Толпа торопилась поскорее развязаться с уже надоевшим «скубентом». Почти насильно подсадили его в бричку. Кто-то из доброжелателей Вукола, хозяин брички, сел на козлы.
— Уезжай, уезжай скорее!
Повозка тронулась шагом.
Вукол сидел в бричке молча и мрачно. Мужик на козлах вздрогнул, встретившись с тяжелым взглядом исподлобья, каким доктор прежде никогда ни на кого не смотрел. В этом новом взгляде человека, потерпевшего крушение, было что-то внезапно напомнившее глубокий взгляд Лаврентия.
— А все-таки глазами-то похожи! — пробормотал возница, ни к кому не обращаясь.
— Кто похож?
— Да вы с Лавром! родня вы, кажись?
Вукол не ответил. С горечью в душе думал о происшедшем. До этих пор он был уверен в силе своего влияния на кандалинцев, в их любви к нему и доверии к его слову. И вот в решительный момент они поверили не ему, а удельному сторожу, какому-то Стрельцову и кузнецу Алексею — двум отъявленным негодяям. Вот эти-то два заведомо дрянных и ничтожных человека, какими считало их все село, все-таки повели за собой народ на погром.

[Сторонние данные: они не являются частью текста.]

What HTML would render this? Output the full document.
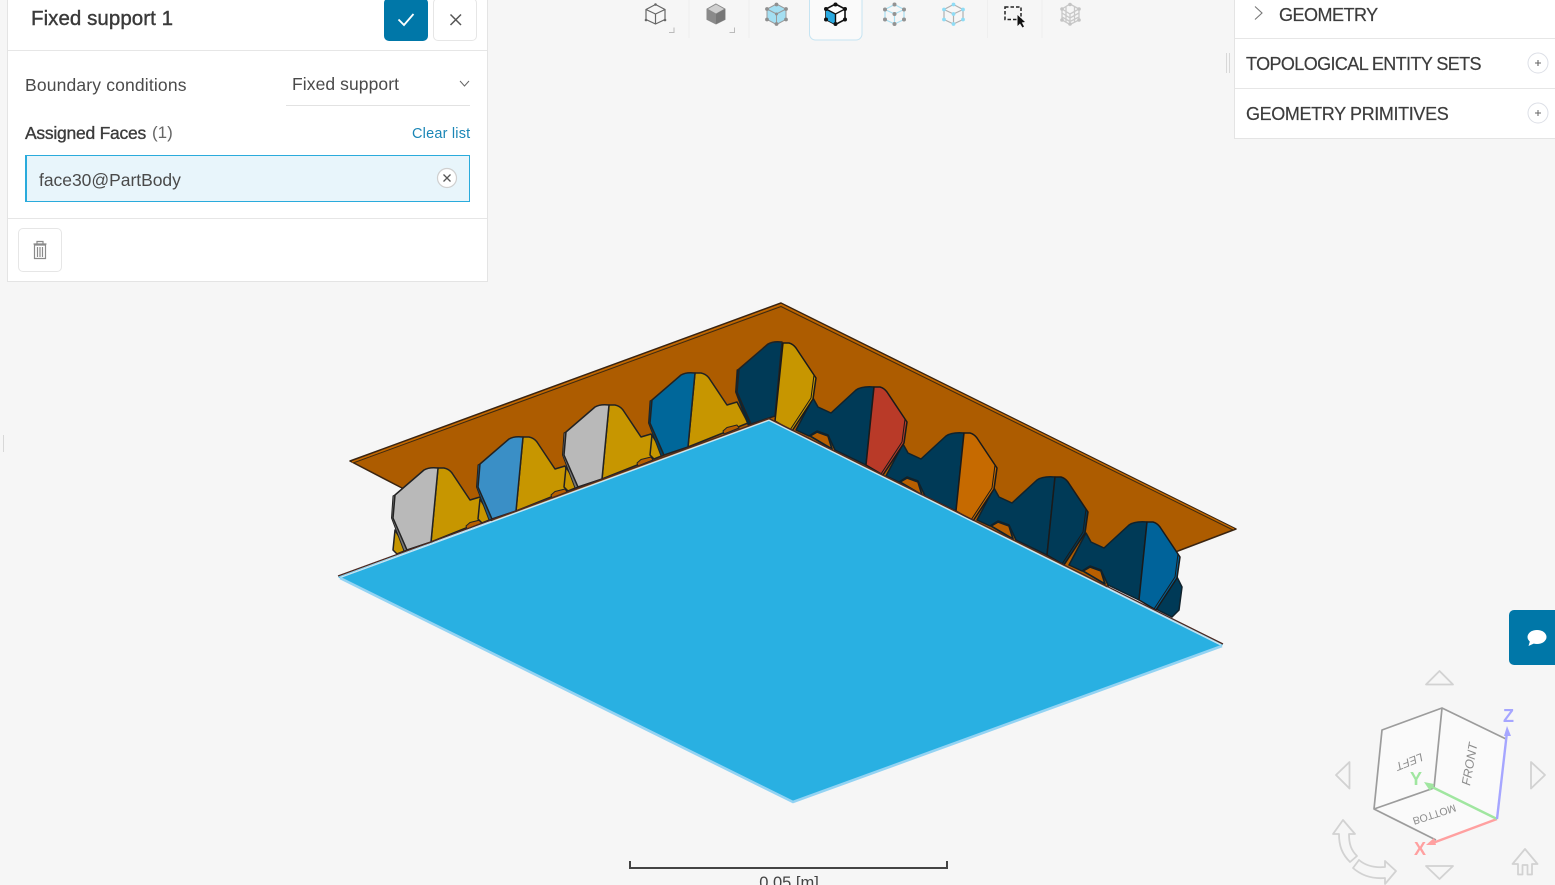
<!DOCTYPE html>
<html lang="en"><head><meta charset="utf-8"><title>Fixed support 1</title>
<style>
html,body{margin:0;padding:0;width:1555px;height:885px;overflow:hidden;background:#f6f6f6;font-family:"Liberation Sans",sans-serif;color:#3c3c3c}
.a{position:absolute;white-space:nowrap;box-sizing:border-box}
svg.bg{position:absolute;left:0;top:0}
</style></head><body>
<svg class="bg" width="1555" height="885" viewBox="0 0 1555 885" xmlns="http://www.w3.org/2000/svg">
<defs>
<g id="lrib" stroke="#222" stroke-width="1.500" stroke-linejoin="round">
<path fill="#c79600" d="M438,468 L444,468 Q449,469 452,473 L470,500 L480,497 L491,518 L431,542Z"/>
<polygon fill="#c79600" points="395,530 393,550 397,554 407,550"/>
<polygon fill="#b85f00" stroke-width="1" points="466,526 470,522.500 480,520 482,523 467,529"/>
</g>
<path id="lf" stroke="#222" stroke-width="1.500" stroke-linejoin="round" d="M395,495 L424,470 Q429,467 438,468 L431,542 L407,550 L393,518Z"/>
<polygon id="lb" stroke="#222" stroke-width="1" stroke-linejoin="round" points="395,495 393,518 407,550 404,551 391.500,518 393,496"/>
<g id="rrib" stroke="#10222c" stroke-width="1.500" stroke-linejoin="round">
<path fill="#003a57" d="M796,430 L813,398 L818,407 L831,413 L856,390 Q862,386 874,387 L866,465 L835,450 L828,435 L817,431 L809,436Z"/>
<polygon fill="#b85f00" stroke-width="1.700" points="810,436 817,432 828,436 832,449"/>
</g>
<g id="rf" stroke="#1a1a1a" stroke-width="1.500" stroke-linejoin="round">
<path d="M874,387 L880,387 Q884,388 887,392 L905,419 L907,422 L904,443 L883,475 L866,465Z"/>
<path fill="none" stroke-width="1" d="M905,419 L902,442 L881,474"/>
</g>
</defs>

<!-- brown plate -->
<polygon fill="#ad5c00" stroke="#3a2410" stroke-width="1.500" stroke-linejoin="round" points="350,461 781,303 1236,529 1178,551 1000,640 600,560 402,488"/>
<polyline fill="none" stroke="#3f2a10" stroke-width="1" points="353,463 781,306.500 1233,530"/>
<polyline fill="none" stroke="#c66a00" stroke-width="1.200" points="352,462 781,304.500 1234,529"/>

<!-- end piece right -->
<polygon fill="#003a57" stroke="#10222c" stroke-width="1.500" points="1177,577 1182,587 1179,610 1172,617 1150,606"/>

<!-- left ribs -->
<use href="#lrib"/>
<use href="#lrib" transform="translate(85,-31)"/>
<use href="#lrib" transform="translate(171,-63)"/>
<use href="#lrib" transform="translate(257,-95)"/>
<use href="#lb" fill="#777"/><use href="#lf" fill="#b9b9b9"/>
<use href="#lb" fill="#1c5f88" transform="translate(85,-31)"/><use href="#lf" fill="#3a8fc6" transform="translate(85,-31)"/>
<use href="#lb" fill="#777" transform="translate(171,-63)"/><use href="#lf" fill="#b9b9b9" transform="translate(171,-63)"/>
<use href="#lb" fill="#00405f" transform="translate(257,-95)"/><use href="#lf" fill="#00679a" transform="translate(257,-95)"/>
<use href="#lb" fill="#002a40" transform="translate(344,-126)"/><use href="#lf" fill="#003a57" transform="translate(344,-126)"/>

<!-- right ribs -->
<use href="#rrib"/>
<use href="#rrib" transform="translate(90,46)"/>
<use href="#rrib" transform="translate(181,90)"/>
<use href="#rrib" transform="translate(273,135)"/>
<use href="#rf" fill="#c79600" transform="translate(-91,-44)"/>
<use href="#rf" fill="#b93a28"/>
<use href="#rf" fill="#c66a00" transform="translate(90,46)"/>
<use href="#rf" fill="#003a57" transform="translate(181,90)"/>
<use href="#rf" fill="#00639a" transform="translate(273,135)"/>

<!-- blue plate -->
<polygon fill="#29b0e2" points="338,577 769,420 1223,645 793,803"/>
<polyline fill="none" stroke="#4a2a24" stroke-width="1.300" points="338,576 769,418.500 1223,644"/>
<polyline fill="none" stroke="#c9e4f2" stroke-width="1.400" points="340,577.500 769,420.200 1221,645"/>
<polyline fill="none" stroke="#93d3f3" stroke-width="2.600" points="340,578 793,802 1222,646"/>

<!-- toolbar separators -->
<g stroke="#efefef" stroke-width="1"><line x1="689" y1="0" x2="689" y2="38"/><line x1="749" y1="0" x2="749" y2="38"/><line x1="987.500" y1="0" x2="987.500" y2="38"/><line x1="1042" y1="0" x2="1042" y2="38"/></g>
<!-- active tab -->
<path d="M809.500,-2V34a6,6 0 0 0 6,6H856a6,6 0 0 0 6,-6V-2" fill="#fafafa" stroke="#c6e4f2" stroke-width="1"/>

<!-- icon 1 wire -->
<g fill="none" stroke="#666" stroke-width="1.200"><path d="M655.500,4.500 665,9.500 V19.500 L655.500,24 646,19.500 V9.500Z M646,9.500 655.500,14 665,9.500 M655.500,14V24"/></g>
<g fill="#666"><circle cx="655.500" cy="4.500" r="1.300"/><circle cx="665" cy="20" r="1.300"/><circle cx="646" cy="20" r="1.300"/></g>
<path d="M669,32.500H674V27.500" fill="none" stroke="#bbb" stroke-width="1"/>
<!-- icon 2 solid -->
<path d="M716,4 725,9 V19.500 L716,24 707,19.500 V9Z" fill="#8a8a8a" stroke="#8a8a8a"/><path d="M716,4.500 724,9 716,13.500 708,9Z" fill="#cfcfcf"/><path d="M716,14 725,9V19.500L716,24Z" fill="#777"/>
<path d="M729.500,32.500H734.500V27.500" fill="none" stroke="#bbb" stroke-width="1"/>
<!-- icon 3 -->
<path d="M776.500,4 786,9 V19.500 L776.500,24.500 767,19.500 V9Z" fill="#a4dff2" stroke="#9a9a9a"/><path d="M767,9 776.500,14 786,9 M776.500,14V24.500" fill="none" stroke="#9a9a9a"/>
<g fill="#8f8f8f"><circle cx="776.500" cy="4.500" r="1.900"/><circle cx="786" cy="9" r="1.900"/><circle cx="786" cy="19.500" r="1.900"/><circle cx="776.500" cy="24" r="1.900"/><circle cx="767" cy="19.500" r="1.900"/><circle cx="767" cy="9" r="1.900"/><circle cx="776.500" cy="14" r="1.500"/></g>
<!-- icon 4 active -->
<path d="M835.500,4 845,9 V19.500 L835.500,24.500 826,19.500 V9Z" fill="#fff" stroke="#111" stroke-width="1.600"/><path d="M826,9 835.500,14V24.500L826,19.500Z" fill="#29a9e0"/><path d="M826,9 835.500,14 845,9 M835.500,14V24.500" fill="none" stroke="#111" stroke-width="1.400"/>
<g fill="#111"><circle cx="835.500" cy="4.500" r="2"/><circle cx="845" cy="9" r="2"/><circle cx="845" cy="19.500" r="2"/><circle cx="835.500" cy="24" r="2"/><circle cx="826" cy="19.500" r="2"/><circle cx="826" cy="9" r="2"/></g>
<!-- icon 5 -->
<path d="M894.500,4.500 904,9.500 V19.500 L894.500,24 885,19.500 V9.500Z M885,9.500 894.500,14 904,9.500 M894.500,14V24" fill="none" stroke="#a8dff2" stroke-width="1.200"/>
<g fill="#939393"><circle cx="894.500" cy="4.500" r="2"/><circle cx="904" cy="9.500" r="2"/><circle cx="904" cy="19.500" r="2"/><circle cx="894.500" cy="24" r="2"/><circle cx="885" cy="19.500" r="2"/><circle cx="885" cy="9.500" r="2"/><circle cx="894.500" cy="14" r="2"/></g>
<!-- icon 6 -->
<path d="M953.500,4.500 963,9.500 V19.500 L953.500,24 944,19.500 V9.500Z M944,9.500 953.500,14 963,9.500 M953.500,14V24" fill="none" stroke="#b0b0b0" stroke-width="1.200"/>
<g fill="#8fdcf5"><circle cx="953.500" cy="4.500" r="1.900"/><circle cx="963" cy="9.500" r="1.900"/><circle cx="963" cy="19.500" r="1.900"/><circle cx="953.500" cy="24" r="1.900"/><circle cx="944" cy="19.500" r="1.900"/><circle cx="944" cy="9.500" r="1.900"/><circle cx="953.500" cy="14" r="1.900"/></g>
<!-- icon 7 -->
<rect x="1005" y="7" width="16" height="12.500" fill="none" stroke="#222" stroke-width="1.500" stroke-dasharray="3.500 2"/>
<path d="M1017.500,15 V26 L1020,23.500 1022.500,27.500 1024,26.500 1021.800,22.500 1025,22Z" fill="#111"/>
<!-- icon 8 -->
<g fill="none" stroke="#c9c9c9" stroke-width="1.300"><path d="M1070,4 1079,9 V20 L1070,24.500 1062,20 V9Z M1062,9 1070,14 1079,9 M1070,14V24.500 M1066,6.500V22 M1062,13 1070,18 1079,13 M1062,17 1070,21.500 1079,17 M1074.500,6.500V22"/></g>
<g fill="#c4c4c4"><circle cx="1070" cy="4.500" r="1.800"/><circle cx="1079" cy="9" r="1.800"/><circle cx="1079" cy="20" r="1.800"/><circle cx="1070" cy="24" r="1.800"/><circle cx="1062" cy="20" r="1.800"/><circle cx="1062" cy="9" r="1.800"/></g>

<!-- panel handle and tick -->
<g stroke="#d8d8d8" stroke-width="1"><line x1="1226.500" y1="53" x2="1226.500" y2="73"/><line x1="1229.500" y1="53" x2="1229.500" y2="73"/><line x1="3.500" y1="435" x2="3.500" y2="452"/></g>

<!-- scale -->
<path d="M630,861V868H947V861" fill="none" stroke="#444" stroke-width="2"/>
<text x="789" y="888" text-anchor="middle" font-family="Liberation Sans, sans-serif" font-size="16.500" fill="#444">0.05 [m]</text>

<!-- view cube -->
<polygon points="1442,708 1382,730 1374,809 1436,840 1497,819 1506,739" fill="#fafafa"/>
<g fill="none" stroke="#9c9c9c" stroke-width="1.700" stroke-linejoin="round"><path d="M1506,739 1442,708 1382,730 1374,809 1436,840"/><path d="M1442,708 1434,788 1374,809"/></g>
<g font-family="Liberation Sans, sans-serif" fill="#8c8c8c" font-style="italic">
<text transform="translate(1421,753) rotate(158)" font-size="11.500">LEFT</text>
<text transform="translate(1470,786) rotate(-80)" font-size="12.500">FRONT</text>
<text transform="translate(1412,818) rotate(-18) scale(1,-1)" font-size="10.500" font-style="normal">BOTTOM</text>
</g>
<line x1="1497" y1="819" x2="1430" y2="844" stroke="#ffa0a0" stroke-width="2.400"/><polygon points="1426,845 1434,838 1436,845" fill="#ffa0a0"/>
<line x1="1497" y1="819" x2="1428" y2="785" stroke="#a0e6a0" stroke-width="2.400"/><polygon points="1424,782 1434,784 1430,791" fill="#a0e6a0"/>
<line x1="1497" y1="819" x2="1507" y2="732" stroke="#a6a6ff" stroke-width="2.400"/><polygon points="1507,726 1511,736 1504,736" fill="#a6a6ff"/>
<g font-family="Liberation Sans, sans-serif" font-weight="bold" font-size="18">
<text x="1414" y="855" fill="#ffa0a0">X</text><text x="1410" y="785" fill="#a0e6a0">Y</text><text x="1503" y="722" fill="#a6a6ff" font-size="18">Z</text></g>

<!-- nav arrows -->
<g fill="none" stroke="#d2d2d2" stroke-width="1.800" stroke-linejoin="round">
<polygon points="1426,684.500 1439.500,671 1453,684.500"/>
<polygon points="1426,866 1453,866 1439.500,879"/>
<polygon points="1349.500,762 1336,775 1349.500,788.500"/>
<polygon points="1531,762 1545,775 1531,788.500"/>
<path d="M1518,874.500V864H1512.500L1525,849 1537.500,864H1532V874.500H1527.500V865H1522.500V874.500Z" />
<path d="M1350,862 C1342,854 1339,846 1339,834 H1333 L1343,820 1355,834 H1349 C1349,844 1351,850 1357,856Z"/>
<path d="M1353,868 C1362,876 1372,879 1385,878 V884 L1396,871 1385,861 V867 C1374,868 1366,866 1359,860Z"/>
</g>
</svg>

<!-- left panel -->
<div class="a" style="left:7px;top:-1px;width:481px;height:283px;background:#fff;border:1px solid #e4e4e4"></div>
<div class="a" style="left:8px;top:50px;width:479px;height:1px;background:#e6e6e6"></div>
<div class="a" style="left:8px;top:218px;width:479px;height:1px;background:#e6e6e6"></div>
<div class="a" style="left:31px;top:6px;font-size:20.500px;line-height:26px;font-weight:normal;color:#3a3a3a;-webkit-text-stroke:.4px #3a3a3a;letter-spacing:.05px">Fixed support 1</div>
<div class="a" style="left:384px;top:-2px;width:44px;height:43px;background:#0077a8;border-radius:5px"></div>
<svg class="a" style="left:384px;top:0" width="44" height="40"><path d="M14.500,19.500 20,25 29.500,14" fill="none" stroke="#fff" stroke-width="1.800"/></svg>
<div class="a" style="left:433px;top:-2px;width:44px;height:43px;background:#fff;border:1px solid #e6e6e6;border-radius:5px"></div>
<svg class="a" style="left:433px;top:0" width="44" height="40"><path d="M17.500,14.500 28,25 M28,14.500 17.500,25" fill="none" stroke="#555" stroke-width="1.500"/></svg>
<div class="a" style="left:25px;top:74px;font-size:17.500px;line-height:22px;color:#4a4a4a;letter-spacing:.16px">Boundary conditions</div>
<div class="a" style="left:292px;top:73px;font-size:17.500px;line-height:22px;color:#4a4a4a;letter-spacing:.08px">Fixed support</div>
<svg class="a" style="left:458px;top:78px" width="14" height="12"><path d="M2,3 6.500,8 11,3" fill="none" stroke="#666" stroke-width="1"/></svg>
<div class="a" style="left:286px;top:105px;width:184px;height:1px;background:#e2e2e2"></div>
<div class="a" style="left:25px;top:122px;font-size:17.500px;line-height:22px;color:#3c3c3c;-webkit-text-stroke:.35px #3c3c3c;letter-spacing:-.25px">Assigned Faces</div>
<div class="a" style="left:152px;top:122px;font-size:17px;line-height:22px;color:#666">(1)</div>
<div class="a" style="left:412px;top:124px;font-size:14.500px;line-height:20px;color:#1b86b6;letter-spacing:.2px">Clear list</div>
<div class="a" style="left:25px;top:155px;width:445px;height:47px;background:#e8f5fb;border:1px solid #2aabdc;border-left-width:2px"></div>
<div class="a" style="left:39px;top:169px;font-size:17.500px;line-height:23px;color:#4a4a4a;letter-spacing:-.03px">face30@PartBody</div>
<svg class="a" style="left:436px;top:167px" width="22" height="22"><circle cx="11" cy="11" r="9.500" fill="#fff" stroke="#cfcfcf" stroke-width="1.200"/><path d="M7.500,7.500 14.500,14.500 M14.500,7.500 7.500,14.500" stroke="#555" stroke-width="1.300"/></svg>
<div class="a" style="left:18px;top:228px;width:44px;height:44px;background:#fff;border:1px solid #e6e6e6;border-radius:5px"></div>
<svg class="a" style="left:18px;top:228px" width="44" height="44"><path d="M15.500,16H28.500 M19,15.500V13.500H25V15.500 M16.500,17V30.500H27.500V17Z M19.500,19V29 M22,19V29 M24.500,19V29" fill="none" stroke="#8a8a8a" stroke-width="1.200"/></svg>

<!-- right panel -->
<div class="a" style="left:1234px;top:-1px;width:323px;height:140px;background:#fff;border:1px solid #e4e4e4"></div>
<div class="a" style="left:1235px;top:38px;width:320px;height:1px;background:#e6e6e6"></div>
<div class="a" style="left:1235px;top:88px;width:320px;height:1px;background:#e6e6e6"></div>
<svg class="a" style="left:1252px;top:5px" width="14" height="16"><path d="M3,1.500 10,8 3,14.500" fill="none" stroke="#777" stroke-width="1.100"/></svg>
<div class="a" style="left:1279px;top:3px;font-size:18px;line-height:24px;color:#3c3c3c;letter-spacing:-.5px;-webkit-text-stroke:.2px #3c3c3c">GEOMETRY</div>
<div class="a" style="left:1246px;top:52px;font-size:18px;line-height:24px;color:#3c3c3c;letter-spacing:-.6px;-webkit-text-stroke:.2px #3c3c3c">TOPOLOGICAL ENTITY SETS</div>
<div class="a" style="left:1246px;top:102px;font-size:18px;line-height:24px;color:#3c3c3c;letter-spacing:-.37px;-webkit-text-stroke:.2px #3c3c3c">GEOMETRY PRIMITIVES</div>
<svg class="a" style="left:1527px;top:52px" width="22" height="72"><circle cx="11" cy="11" r="10" fill="#fff" stroke="#dcdfe6"/><path d="M8,11H14 M11,8V14" stroke="#666" stroke-width="1.100"/><circle cx="11" cy="61" r="10" fill="#fff" stroke="#dcdfe6"/><path d="M8,61H14 M11,58V64" stroke="#666" stroke-width="1"/></svg>

<!-- chat -->
<div class="a" style="left:1509px;top:610px;width:46px;height:55px;background:#0077a8;border-radius:5px 0 0 5px"></div>
<svg class="a" style="left:1524px;top:626px" width="26" height="24"><ellipse cx="13" cy="11" rx="9.500" ry="7" fill="#fff"/><path d="M6,15 L4.500,20 L11,17Z" fill="#fff"/></svg>
</body></html>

Они оказались ближе к народу, чем Вукол. Они «свои», безземельные крестьяне, а он с детства «не хрестьянин»! При первой случайности, при первом же невероятном и нелепом подозрении народ пошел избивать свою же, трудовую интеллигенцию, думая, что избивает бар, пришедших к нему из ненавистного города. А ведь эта сельская, народная интеллигенция: доктор, фельдшер, учителя, учительницы и учащаяся зеленая молодежь — плоть от плоти его, — столько лет, сменяя друг друга, работала здесь, не покладая рук, просвещая деревню. Где же ее влияние на деревенскую массу? Где результаты ее напряженной, многолетней работы? Народ все еще слеп, он и не подозревает о существовании его собственной, крестьянской интеллигенции, полагающей за него душу свою. Необыкновенная любовь — с одной стороны и враждебное отчуждение — с другой: когда это кончится? И он вспомнил, что свирепая, враждебная толпа вся состояла из его знакомцев, друзей и пациентов, которых он всех знал по имени, что новобранец бил его той самой рукой, которую он, доктор, недавно вылечил ему от тяжелой болезни, а семья другого — всегда считала его своим близким другом, спасителем в беде и советником в делах. И вот теперь они его били и, боясь убить, умоляли поскорее уехать, не вводить их в грех. «Мы-то любили тебя! Мы-то надеялись, а ты что сделал? против бога и царя идешь!»
— Любили — и побили! — вслух вымолвил он, криво усмехаясь.
— А кабы не любили — кишки бы выпустили! — добровольный ямщик обернулся к нему. — На Лаврентия ты похож немного, родня ему, вот и пожалели тебя! Лаврентий — твердый, верный мужик, Лаврентий — это да!..
Мужик не договаривал, что, хотя они и похожи, но все-таки Вукол не то, что Лаврентий: Лаврентия, известного теперь деятеля, имя которого гремит в восемнадцати приволжских волостях, он ставил недосягаемо выше Вукола.
Избили, как собаку! чуть не убили! Будь на его месте Лавр — не посмели бы сомневаться и подозревать черт знает в чем! Они не только слова — взгляда его слушаются. Но было же в детстве, верховодил Вукол сверстниками своими, «атаманом» был, а Лавр только на ухо шептал: «Не надо зажигать!» А потом со слезами бежал за ним и плакал: «Воротись! воротись!» Такие люди не сразу решаются, зато, решившись, подчиняют толпу. Он — герой. С горьким недовольством собой судил теперь Вукол самого себя, вспоминал, как он «оправдывался». Когда говорил — волновался, нервничал, просил, умолял — вообще вызвал не подчинение, а презрение и еще хуже — жалость!